While Mannin acknowledged TBID members do consider their own businesses when promoting tourism, he said the efforts of TBID help Lewistown’s economy across the board.

“Anytime you get an event in town, there are either family members or visitors going downtown to where those people have something to do,” he said. “And going downtown and shopping is a big part of that.”

Main Street Downtown/ROC Downtown Group

Main Street Downtown was spawned from a group of workshops in October 2015. The workshops trained volunteers who were wanted to “re-charge, re-build and re-discover the community.”

Member Chris Cooler said the resulting downtown ROC group was not structured around a set of goals.

“Our full focus is demand-driven, which is the fundamental thing we learned in the ROC process,” she said. “We did a survey in May and June, and we are working off that survey.”

The results revealed what the community wanted the most.

“The main things the ROC group is working on is beautification and economic development of downtown,” she said.

Because the group goes by community desires, Cooler said they work on a project-to-project basis.

Snowy Mountain Development Corporation

Executive Director Kathie Bailey labeled SMDC a private non-profit organization centered on the economy.

“We are a regional economic development organization serving the six counties in Central Montana,” she said.

Bailey listed Fergus, Golden Valley, Judith Basin, Musselshell, Petroleum and Wheatland counties as the corporation’s service area.
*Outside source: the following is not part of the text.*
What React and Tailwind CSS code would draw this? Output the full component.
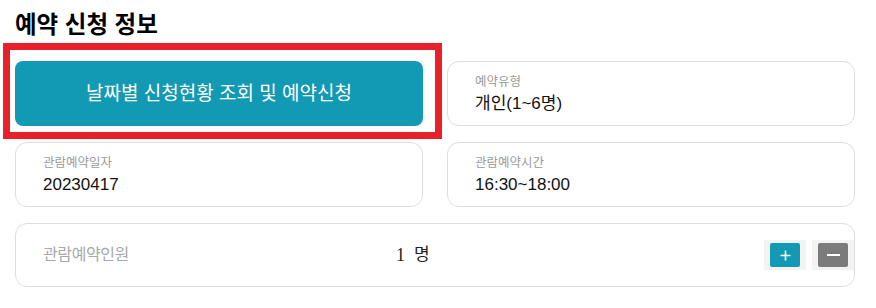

She explained a board composed of three representatives from each county runs the corporation.

Bailey said the corporation helps projects with funding and the finding of other resources. The kinds of projects they assist are as vary, but all deal with economic development in some way.

“In economic development terms, there are a lot of pillars: It takes infrastructure, community development, business technical assistance and financing to build the economy,” she said.